Customers opt-in the moment they choose to use a free, ad-supported service, and it would be silly require sites to then provide an opt-out for the most effective form of advertising.
The analogy identifying ads as form of payment is extremely powerful, and makes the opt-out policy essentially a forced price discount.
August 12, 2008 at 3:36 am
[...] Speiser reminded me of a point which I feel very strongly about: the right of content/service providers to advertise on their [...]
August 12, 2008 at 1:16 pm
[...] interference’ list is getting slightly bigger opt-outs slapped on it as a defensive maneuver. It might not be right, but the Yahoos and AOLs of the world have (probably correctly) determined that the percentage of [...]
August 14, 2008 at 11:24 pm
well said.
August 15, 2008 at 12:47 am
Really, really lucid - hopefully to get more attention. Haven’t seen anyone else describe the threat to the consumer Web innovation engine. Techmeme, are you listening?
August 20, 2008 at 3:20 pm
I agree this is a bad idea, along with voluntarily obfuscating search data after 13 months.
However, can’t users already opt out by turning off cookies, using proxies, or installing ad-blocking software? Aren’t such consumers in effect “choosing not to pay”?
August 20, 2008 at 6:02 pm
David,
For users who are signed in, cookie blocking is not an issue (at Yahoo!, this includes all users of Mail, IM, and MyYahoo and a large chunk of Sports, Finance, homepage, etc). For other sites (e.g., Facebook), nearly all of their user-base is signed-in.
In the future, I expect publishers with low registration / sign-in rates to get much better at delivering on the personalization promise, which will provide an incentive to everyone to sign-in. So long-term, I think cookie / proxy blocking isn’t an issue.

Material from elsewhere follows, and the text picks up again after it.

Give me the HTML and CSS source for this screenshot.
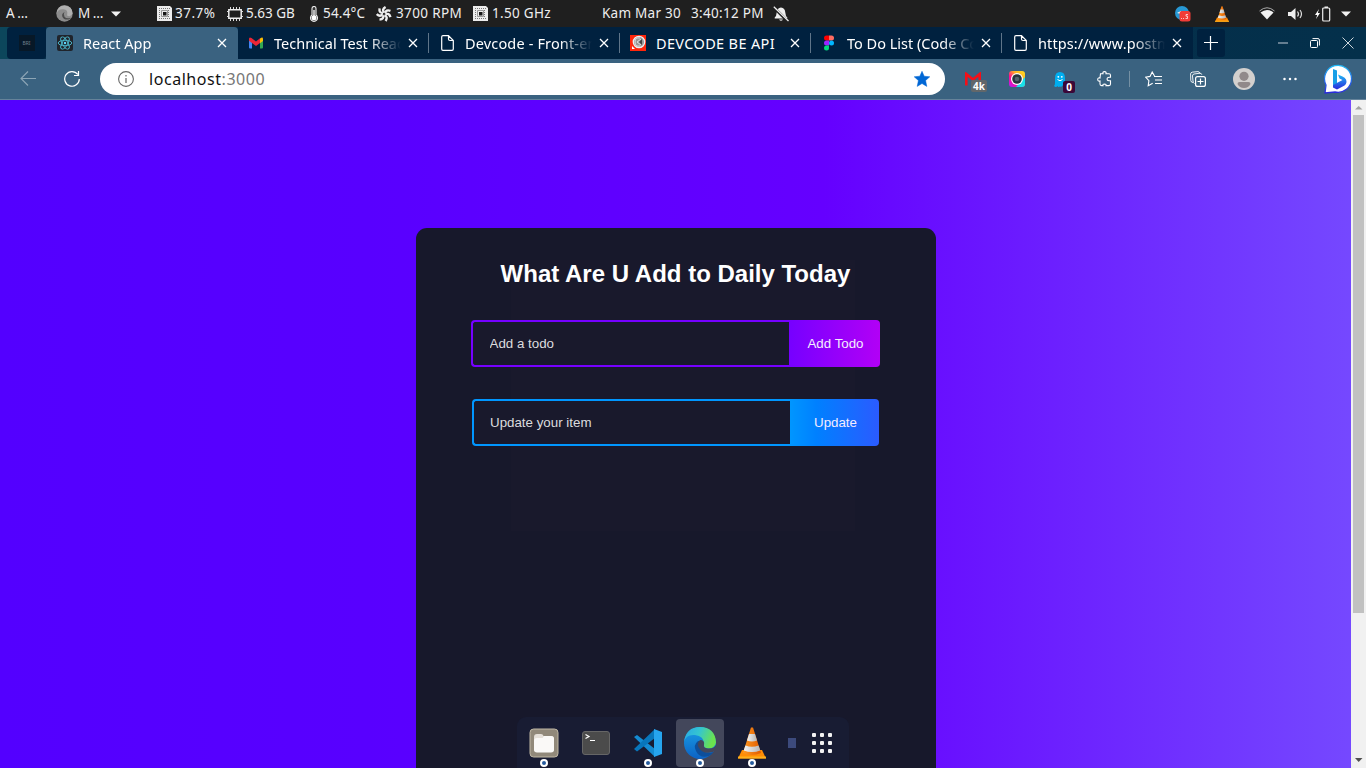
FILE: index.html
```html
<!DOCTYPE html>
<html lang="en">
<head>
<meta charset="utf-8">
<title>React App</title>
<link rel="stylesheet" href="styles.css">
</head>
<body>
<svg width="0" height="0" class="defs">
  <defs>
    <linearGradient id="edgeTop" x1="0" y1="0" x2="1" y2=".3"><stop offset="0" stop-color="#28a7e8"/><stop offset=".5" stop-color="#35c5d0"/><stop offset="1" stop-color="#6be34e"/></linearGradient>
    <linearGradient id="edgeLow" x1="0" y1="0" x2="0" y2="1"><stop offset="0" stop-color="#1aa0e6"/><stop offset="1" stop-color="#0c62c4"/></linearGradient>
    <linearGradient id="cone" x1="0" x2="1"><stop offset="0" stop-color="#ff9a20"/><stop offset="1" stop-color="#e05a00"/></linearGradient>
    <linearGradient id="coneBand" x1="0" x2="1"><stop offset="0" stop-color="#f4f4f4"/><stop offset="1" stop-color="#b5b5b5"/></linearGradient>
    <linearGradient id="bing" x1="0" y1="0" x2="0" y2="1"><stop offset="0" stop-color="#20b9f5"/><stop offset="1" stop-color="#2929dc"/></linearGradient>
    <linearGradient id="rainbow" x1="0" y1="1" x2="1" y2="0"><stop offset="0" stop-color="#b41cff"/><stop offset=".35" stop-color="#ff0c8e"/><stop offset=".65" stop-color="#ffb022"/><stop offset="1" stop-color="#ffe022"/></linearGradient>
    <symbol id="vlc" viewBox="0 0 28 32">
      <path d="M4 23h20l4 8.500H0z" fill="#ff8d05"/><path d="M0 29.500h28v2H0z" fill="#ffb01c"/>
      <path d="M13 .5h2L23 26q-9 4-18 0z" fill="url(#cone)"/>
      <path d="M11 7h6l2 6.500q-5 2-10 0z" fill="url(#coneBand)"/><path d="M7.400 18.500q6.600 2.500 13.200 0l1.700 5q-8.300 3.200-16.600 0z" fill="url(#coneBand)"/>
    </symbol>
    <symbol id="chip" viewBox="0 0 15 15"><path d="M0 0h13l2 2v13H0z" fill="#ececec"/><path d="M2 2.500h11M2 4.500h2M2 6.500h2M2 8.500h2M2 10.500h2M2 12.500h11M11 4.500h2M11 6.500h2M11 8.500h2M11 10.500h2" stroke="#777" stroke-dasharray="1 1"/><path d="M4.500 4.500h6v6h-6z" fill="#ececec" stroke="#999"/><path d="M6 6h3.500v3.500H6z" fill="#161616"/></symbol>
    <symbol id="close" viewBox="0 0 10 10"><path d="M1 1l8 8M9 1L1 9" stroke="#fff" stroke-width="1.300"/></symbol>
    <symbol id="page" viewBox="0 0 13 16"><path d="M.7 2q0-1.300 1.300-1.300h5.500l4.800 4.800V14q0 1.300-1.300 1.300H2Q.7 15.300.7 14zM7.500.7V4q0 1.500 1.500 1.500h3.300" fill="none" stroke="#fff" stroke-width="1.200"/></symbol>
  </defs>
</svg>
<div class="desktop">
  <header class="panel">
    <span class="ls-a">A…</span>
    <svg width="17" height="17" viewBox="0 0 32 32"><circle cx="16" cy="16" r="15.500" fill="#8c8c8c"/><path d="M1 16Q4 7 14 8q9 1 7 10-1 3 4 3 5-1 6-5 0-14-15-15Q3 1 1 16z" fill="#b0b0b0"/><path d="M16 13q-6 3-4 9 3 7 13 5 3-2 3-3-8 3-12-2-3-5 0-9z" fill="#4c4c4c"/></svg>
    <span class="ls-m">M…</span>
    <svg width="10" height="6"><path d="M0 .5h10L5 5.500z" fill="#f2f2f2"/></svg>
    <svg width="15" height="15"><use href="#chip"/></svg>
    <span class="pct">37.7%</span>
    <svg class="ram" width="16" height="14"><path d="M1.800 2.800h12.400v8.400H1.800z" fill="none" stroke="#eee" stroke-width="1.500"/><path d="M3.500 0v2M6.500 0v2M9.500 0v2M12.500 0v2M3.500 12v2M6.500 12v2M9.500 12v2M12.500 12v2" stroke="#ddd"/><path d="M0 4.500h1M0 9.500h1M15 4.500h1M15 9.500h1" stroke="#ddd"/></svg>
    <span class="mem">5.63 GB</span>
    <svg class="thermo" width="10" height="16"><path d="M3 2.500a2 2 0 0 1 4 0V9a3.500 3.500 0 1 1-4 0z" fill="#333" stroke="#eee" stroke-width="1.100"/><circle cx="5" cy="11.700" r="2.500" fill="#fff"/><path d="M5 4v7" stroke="#fff" stroke-width="1.300"/></svg>
    <span class="temp">54.4°C</span>
    <svg width="16" height="16" viewBox="-8 -8 16 16"><g fill="none" stroke="#efefef" stroke-width="2.400"><path id="blade" d="M.2-1.500Q-2.600-4.500 1.600-7"/><use href="#blade" transform="rotate(51)"/><use href="#blade" transform="rotate(103)"/><use href="#blade" transform="rotate(154)"/><use href="#blade" transform="rotate(206)"/><use href="#blade" transform="rotate(257)"/><use href="#blade" transform="rotate(309)"/></g></svg>
    <span class="rpm">3700 RPM</span>
    <svg width="15" height="15"><use href="#chip"/></svg>
    <span class="ghz">1.50 GHz</span>
    <span class="date">Kam Mar 30</span>
    <span class="time">3:40:12 PM</span>
    <svg width="16" height="16"><path d="M8 1.500q4 .5 4.300 5 .2 3.500 2 5V12.500H1.700v-1q1.800-1.500 2-5Q4 2 8 1.500zM6 13.500h4Q8 16 6 13.500z" fill="#eee"/><path d="M.8 1.500L15 15.500" stroke="#1f1f1f" stroke-width="3"/><path d="M.8.800L15.500 15" stroke="#eee" stroke-width="1.300"/></svg>
    <svg width="16" height="16"><circle cx="7" cy="7" r="7" fill="#2798d4"/><path d="M2 7l4-2v3z" fill="#fff"/><rect x="4.500" y="5" width="11" height="10.500" rx="2.500" fill="#f23c37"/><path d="M6 12.500h1M8 12.500h1M13 8.500h-2v1.700h1.500v2.300H10.500" stroke="#fff" stroke-width=".7" fill="none"/></svg>
    <svg width="14" height="16"><use href="#vlc"/></svg>
    <svg width="16" height="13"><path d="M.5 4Q8-2.500 15.500 4" fill="none" stroke="#aaa"/><path d="M1.500 5.500Q8 .5 14.500 5.500L8 12.500z" fill="#f2f2f2"/></svg>
    <svg width="16" height="14"><path d="M0 5h3l4.500-4v12L3 9H0z" fill="#eee"/><path d="M9.500 4.500q2 2.500 0 5M12 3q3 4 0 8" fill="none" stroke="#ddd" stroke-width="1.200"/></svg>
    <svg width="16" height="16"><path d="M4 3L0 9h2.200L1 13l4-6H2.800z" fill="#fff"/><path d="M7.700 3q0-1 1-1h5q1 0 1 1v11q0 1-1 1h-5q-1 0-1-1zM9.500 1h3.500" fill="none" stroke="#eee" stroke-width="1.200"/></svg>
    <svg width="10" height="6"><path d="M0 .5h10L5 5.500z" fill="#f2f2f2"/></svg>
  </header>

  <nav class="tabs">
    <div class="pinned"><span class="pin-icon">BRI</span></div>
    <div class="tab active">
      <svg width="16" height="16" viewBox="-8 -8 16 16"><rect x="-8" y="-8" width="16" height="16" rx="2" fill="#20242b"/><g fill="none" stroke="#4dbcd1" stroke-width=".9"><ellipse rx="6.800" ry="2.700"/><ellipse rx="6.800" ry="2.700" transform="rotate(60)"/><ellipse rx="6.800" ry="2.700" transform="rotate(120)"/></g><circle r="1.200" fill="#61dafb"/></svg>
      <span class="label">React App</span><svg class="x"><use href="#close"/></svg>
    </div>
    <div class="tab">
      <svg width="16" height="16"><path d="M1 3.500L4 6v7.500H2q-1 0-1-1z" fill="#4285f4"/><path d="M12 6l3-2.500v9q0 1-1 1h-2z" fill="#34a853"/><path d="M12 3.500q3-2 3 .5v2l-3 2.300z" fill="#fbbc04"/><path d="M1 4q0-2.500 2.500-1L8 6.500 12 3.300v4.800L8 11 4 8 1 5.800z" fill="#ea2535"/></svg>
      <span class="label">Technical Test Reac</span><svg class="x"><use href="#close"/></svg>
    </div>
    <div class="tab">
      <svg width="16" height="16"><use href="#page" width="13" height="16" x="2"/></svg>
      <span class="label t-dev">Devcode - Front-en</span><svg class="x"><use href="#close"/></svg>
    </div>
    <div class="tab">
      <svg width="16" height="16"><path d="M0 0h16v16H0z" fill="#ff260b"/><circle cx="9" cy="7" r="5.700" fill="#999" stroke="#eee" stroke-width="1.300"/><path d="M11 4L7 7l4 3M10 3q-5-1-5 4t5 4" fill="none" stroke="#ddd"/><path d="M9 7l3-3v6z" fill="#444"/><path d="M2 11l3 3H2z" fill="#fff"/></svg>
      <span class="label t-be">DEVCODE BE API</span><svg class="x"><use href="#close"/></svg>
    </div>
    <div class="tab">
      <svg width="16" height="16"><path d="M8 .5v5H5.500a2.500 2.500 0 0 1 0-5z" fill="#ff0000"/><path d="M8 .5h2.500a2.500 2.500 0 0 1 0 5H8z" fill="#ff6b61"/><path d="M8 5.500v5H5.500a2.500 2.500 0 0 1 0-5z" fill="#9a24ff"/><circle cx="10.500" cy="8" r="2.500" fill="#00b6ff"/><path d="M8 10.500V13a2.500 2.500 0 1 1-2.500-2.500z" fill="#00d97e"/></svg>
      <span class="label">To Do List (Code Co</span><svg class="x"><use href="#close"/></svg>
    </div>
    <div class="tab">
      <svg width="16" height="16"><use href="#page" width="13" height="16" x="2"/></svg>
      <span class="label t-url">https://www.postm</span><svg class="x"><use href="#close"/></svg>
    </div>
    <div class="newtab"><svg width="14" height="14"><path d="M6.500 0v14M0 6.500h14" stroke="#fff" stroke-width="1.200"/></svg></div>
    <div class="winctl">
      <svg width="10" height="10"><path d="M0 5h10" stroke="#8499a8" stroke-width="1.500"/></svg>
      <svg width="10" height="10"><path d="M.5 3.500q0-1 1-1h5q1 0 1 1v5q0 1-1 1h-5q-1 0-1-1zM2.500.6H8Q9.400.6 9.400 2v5.500" fill="none" stroke="#fff"/></svg>
      <svg width="12" height="12"><path d="M.5.500l11 11M11.500.500L.5 11.500" stroke="#ccd6dc"/></svg>
    </div>
  </nav>

  <div class="toolbar">
    <svg width="16" height="16"><path d="M16 7.500H1M8 .5l-7 7 7 7" fill="none" stroke="#8da5b5" stroke-width="1.100"/></svg>
    <svg width="16" height="16"><path d="M13.800 3.500A7.300 7.300 0 1 0 15.300 8M14.500 0v4.500H10" fill="none" stroke="#fff" stroke-width="1.200"/></svg>
    <div class="address">
      <svg width="16" height="16"><circle cx="8" cy="8" r="7.400" fill="none" stroke="#666" stroke-width="1.100"/><path d="M8 7v5M8 4v1.400" stroke="#666" stroke-width="1.200"/></svg>
      <span class="url">localhost<span>:3000</span></span>
      <svg class="fav" width="16" height="16"><path d="M8 .3l2.200 4.900 5.600.6-4.200 3.700 1.200 5.900L8 12.500l-4.800 2.900 1.200-5.900L.2 5.800l5.600-.6z" fill="#0067d5" stroke="#0067d5" stroke-linejoin="round" stroke-width=".5"/></svg>
    </div>
    <div class="ext"><svg width="16" height="14"><path d="M1.300 13.500V2L8 7.500 14.700 2v11.500" fill="none" stroke="#f40f18" stroke-width="2.600"/></svg><b class="badge grey">4k</b></div>
    <svg width="16" height="16"><rect width="16" height="16" rx="3" fill="url(#rainbow)"/><path d="M16 6v7q0 3-3 3H7z" fill="#18dfe9"/><circle cx="8" cy="8" r="6" fill="#fff"/><circle cx="8" cy="8" r="4.800" fill="#26353e"/><circle cx="8" cy="8" r="2.300" fill="#52636d"/></svg>
    <div class="ext"><svg width="12" height="15"><path d="M1 6q0-6 5-6t5 6v8q-1.500.5-2-1-1 2.500-3 1.500-2 1-2.500-.5-1.500 2-3.500 0 1-1 1-3z" fill="#00aef0"/><circle cx="4.300" cy="4.800" r=".9" fill="#fff"/><circle cx="7.800" cy="4.800" r=".9" fill="#fff"/><path d="M3.500 7.500Q6 10 8.500 7.500" fill="none" stroke="#fff"/></svg><b class="badge plum">0</b></div>
    <svg width="16" height="16"><path d="M3.500 2.700H6Q5.500.6 7.500.6T9 2.700h3q1.500 0 1.500 1.500v2H12q-2 .2-2 1.800t2 1.800h1.500v3.300q0 1.500-1.500 1.500H9q.5-1.500-1.500-1.500T6 14.600H4.500Q3 14.600 3 13v-3Q.7 10.500.7 8.500T3 7z" fill="none" stroke="#fff" stroke-width="1.100"/></svg>
    <i class="divider"></i>
    <svg width="17" height="16"><path d="M9.500 5L7.200 1 5 5.400l-4.400.8 3.300 3.500-.7 5 4.500-2.500M9 5.500h8M10 9h7M10 12.500h7" fill="none" stroke="#fff" stroke-width="1.100"/></svg>
    <svg width="16" height="16"><path d="M3 11.500Q1 11.500.8 9.500L.6 3q0-1.500 1.500-1.800L8 .6q1.500 0 1.800 1.800M4.500 12.500Q3.200 12 3 10L2.500 5Q2.500 3.200 4 3l6-.8q1.500 0 1.800 1.500" fill="none" stroke="#fff" stroke-width=".9"/><rect x="5.600" y="5.600" width="9.800" height="9.800" rx="2" fill="#3a6280" stroke="#fff" stroke-width="1.200"/><path d="M10.500 7.500v6M7.500 10.500h6" stroke="#fff" stroke-width="1.200"/></svg>
    <svg width="22" height="22"><circle cx="11" cy="11" r="11" fill="#d3d0ce"/><circle cx="11" cy="8.300" r="4.600" fill="#91898a"/><path d="M4.500 16q0-2 2-2h9q2 0 2 2-2 4-6.500 4t-6.500-4z" fill="#91898a"/></svg>
    <svg width="14" height="4"><g fill="#fff"><circle cx="1.500" cy="2" r="1.250"/><circle cx="7" cy="2" r="1.250"/><circle cx="12.500" cy="2" r="1.250"/></g></svg>
    <svg class="bing" width="30" height="30"><path d="M1 29l1-8A13.500 13.500 0 1 1 11 28z" fill="#fff" stroke="url(#bing)" stroke-width="1.300"/><path d="M9 5l4 1.500v14L9 23z" fill="#189fe7"/><path d="M14 10.500l1.500 4 3 1.500-9.500 5v2.500l4 2 7.500-4q3-2.500 1.500-6-1-2-3.500-3z" fill="url(#bing)"/></svg>
  </div>

  <main class="viewport">
    <div class="page">
      <section class="card">
        <h1>What Are U Add to Daily Today</h1>
        <form class="todo-form add">
          <input type="text" placeholder="Add a todo"><button type="button">Add Todo</button>
        </form>
        <form class="todo-form edit">
          <input type="text" placeholder="Update your item"><button type="button">Update</button>
        </form>
      </section>
    </div>
    <div class="scrollbar">
      <svg width="15" height="15"><path d="M4 9.500h7.500L7.700 6z" fill="#a3a3a3"/></svg>
      <i class="thumb"></i>
      <svg class="down" width="15" height="15"><path d="M4 5h7.500L7.700 9z" fill="#505050"/></svg>
    </div>
  </main>

  <aside class="dock">
    <div class="app run"><svg width="30" height="30"><rect x="1" y="1" width="28" height="28" rx="3.500" fill="#91897a" stroke="#c0b8a5"/><path d="M5 9q0-3 3-3h4q2 0 2.500 2H22q3 0 3 3v10q0 3-3 3H8q-3 0-3-3z" fill="#e5e0d9"/><rect x="5" y="10" width="20" height="14.500" rx="3" fill="#faf9f7"/><path d="M13 11l2-3h7q3 0 3 3v4H13z" fill="#faf9f7"/></svg></div>
    <div class="app"><svg width="30" height="26"><rect x="1.500" y="1.500" width="27" height="23" rx="2.500" fill="#4b4b4b" stroke="#666"/><path d="M4.500 4.500l3.500 2-3.500 2M9 10.500h5" fill="none" stroke="#fff" stroke-width="1.200"/></svg></div>
    <div class="app run"><svg width="30" height="28"><path d="M1 8l3-2 18 14v8z" fill="#148bd2"/><path d="M1 20l3 2.500L22 9V0z" fill="#0876bb"/><path d="M21 0l8 3v22l-8 3z" fill="#26a5ef"/></svg></div>
    <div class="app run current"><svg width="32" height="32"><circle cx="16" cy="16" r="16" fill="url(#edgeLow)"/><path d="M0 15Q2 7 11 8q9 1 9 9-1 4 4 4.500 7 0 8-6Q31 0 16 0 2 0 0 15z" fill="url(#edgeTop)"/><path d="M14 14q-5 4-2 10 4 8 13 5 3-1.500 4.500-4Q21 28 16 21q-2-4-.5-7z" fill="#0d4f9c"/><path d="M16 13q-4 4-1 8 4 6 11 4.500 3-.5 4.500-1.500L32 22V18q-2 4-8 3.500-5-.5-4-3.500 1-5-4-5z" fill="#43475b"/></svg></div>
    <div class="app run"><svg width="28" height="32"><use href="#vlc"/></svg></div>
    <i class="mini"></i>
    <div class="grid"><i></i><i></i><i></i><i></i><i></i><i></i><i></i><i></i><i></i></div>
  </aside>
</div>
</body>
</html>
```
FILE: styles.css
```css
* { box-sizing: border-box; }
body { margin: 0; overflow: hidden; font-family: "Noto Sans", sans-serif; }
svg { display: block; flex: none; }
.defs { position: absolute; }
.desktop { position: relative; width: 1366px; height: 768px; display: flex; flex-direction: column; overflow: hidden; }

.panel {
  height: 27px; background: #1f1f1f; color: #eee; font-size: 13.5px; white-space: nowrap;
  padding-left: 6px; display: grid; align-items: center; line-height: 27px; flex: none;
  grid-template-columns: 50px 22px 33px 46px 18px 53px 18px 64px 13px 53px 20px 77px 19px 110px 89px 82px 402px 40px 44px 29px 27px 26px 15px;
}
.ls-a { letter-spacing: 2.500px; }
.ls-m { letter-spacing: 2.500px; }
.pct { letter-spacing: .5px; }
.rpm { letter-spacing: .35px; }
.temp { letter-spacing: .2px; }
.ghz, .time { letter-spacing: .3px; }
.date { letter-spacing: .25px; }
.ram, .thermo { margin-left: -1px; }

.tabs { height: 32px; flex: none; display: flex; padding-left: 7px; background: linear-gradient(90deg, #0c465b 0, #0c465b 7px, #052b47 60px, #04304b); }
.pinned { width: 39px; background: #00213f; border-radius: 4px 0 4px 4px; display: flex; align-items: center; justify-content: center; }
.pin-icon { width: 16px; height: 16px; background: #071827; color: #718290; font-size: 5px; line-height: 16px; text-align: center; }
.tab { width: 191px; display: flex; align-items: center; padding: 0 10px; gap: 10px; background: #00213f; color: #fff; }
.tab.active { width: 192px; background: #3a6280; border-radius: 4px 4px 0 0; padding-left: 11px; }
.tab:not(.active) + .tab::before { content: ""; width: 1px; height: 20px; background: #5f7589; margin-left: -11px; }
.label { flex: 1; white-space: nowrap; overflow: hidden; font-size: 14.5px; line-height: 30px; height: 31px; -webkit-mask-image: linear-gradient(90deg, #000 95px, transparent 127px); mask-image: linear-gradient(90deg, #000 95px, transparent 127px); }
.label.t-be { letter-spacing: .35px; -webkit-mask-image: none; mask-image: none; }
.t-dev { letter-spacing: .15px; }
.t-url { letter-spacing: .1px; }
.x { width: 10px; height: 10px; margin: 0 1px 0 -5px; }
.newtab { width: 28px; height: 28px; margin: 2px 53px 0 4px; background: #00213f; border-radius: 3px; display: flex; align-items: center; justify-content: center; }
.winctl { display: flex; align-items: center; gap: 22px; }

.toolbar {
  height: 41px; flex: none; background: #3a6280; border-bottom: 1px solid #65839a; padding-left: 20px;
  display: grid; align-items: center;
  grid-template-columns: 44px 36px 865px 44px 45px 43px 32px 16px 45px 43px 50px 41px 30px;
}
.address { width: 845px; height: 32px; border-radius: 16px; background: #fff; display: flex; align-items: center; padding: 0 15px 0 18px; gap: 15px; }
.url { font-size: 16px; letter-spacing: .55px; color: #111; }
.url span { color: #777; }
.fav { margin-left: auto; }
.ext { position: relative; }
.badge { position: absolute; color: #fff; font: bold 10px/12px "Noto Sans", sans-serif; border-radius: 2px; height: 12px; text-align: center; }
.grey { left: 6px; top: 8px; width: 16px; background: #62676a; }
.plum { left: 9px; top: 9px; width: 12px; background: #3b0838; }
.divider { width: 1px; height: 16px; background: #7590a3; }

.viewport { flex: 1; display: flex; min-height: 0; }
.page { flex: 1; padding-top: 128px; display: flex; justify-content: center; background: linear-gradient(90deg, #5300ff 0, #5800ff 27%, #6500ff 61%, #7548ff 100%); }
.card { position: relative; width: 520px; background: #17182b; border-radius: 11px 11px 0 0; display: flex; flex-direction: column; align-items: center; padding-top: 32px; font-family: "Liberation Sans", sans-serif; }
.card::before { content: ""; position: absolute; left: 95px; top: 32px; width: 344px; height: 271px; background: #19192c; }
.card > * { position: relative; }
.card h1 { margin: 0 0 32px; color: #fff; font-size: 24px; line-height: 28px; }
.todo-form { display: flex; height: 47px; margin-bottom: 32px; }
.todo-form input { width: 318px; border: 2px solid #7600ff; border-right: 0; border-radius: 4px 0 0 4px; background: #19192c; padding: 0 16px; font: 13.333px "Liberation Sans", sans-serif; outline: none; }
.todo-form input::placeholder { color: #dcdcdf; opacity: 1; }
.todo-form button { border: 0; border-radius: 0 4px 4px 0; color: #f4ecff; padding: 0 0 0 2px; font: 13.333px "Liberation Sans", sans-serif; }
.add input { padding-left: 16.5px; }
.add button { width: 91px; background: linear-gradient(90deg, #7600ff, #b200f6); }
.edit input { border-color: #0096ff; }
.edit button { width: 89px; background: linear-gradient(90deg, #0096ff, #0080ff 30%, #2b5bff); }

.scrollbar { width: 15px; background: #f1f1f1; display: flex; flex-direction: column; align-items: center; }
.thumb { width: 11px; height: 498px; background: #c1c1c1; }
.down { margin-top: auto; }

.dock { position: absolute; left: 517px; top: 717px; width: 332px; height: 51px; background: #181c33; border-radius: 9px 9px 0 0; padding: 2px 0 0 3px; display: flex; gap: 4px; }
.app { position: relative; width: 48px; height: 48px; border-radius: 4px; display: flex; align-items: center; justify-content: center; }
.current { background: #43475b; }
.run::after { content: ""; position: absolute; box-sizing: border-box; left: 20px; top: 40px; width: 8px; height: 8px; border: 2px solid #fff; border-radius: 50%; background: #255b9e; }
.mini { width: 8px; height: 10px; margin: 19px 0 0 8px; background: #3c4a7c; }
.grid { display: grid; grid-template-columns: repeat(3, 4px); grid-auto-rows: 4px; gap: 4px; margin: 14px 0 0 12px; }
.grid i { background: #f2f2f2; border-radius: 1px; }
```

You are right that ad-blocking software is an issue. It’s a broader issue than BT, though, and the Internet Advertising Bureau (IAB) is trying to fight this trend which they view as similar to digital theft of music and movies. Although I suspect that the right answer is better ad targeting so that the line between content and advertising blends — something that the “Do Not Track List” would make a much harder challenge.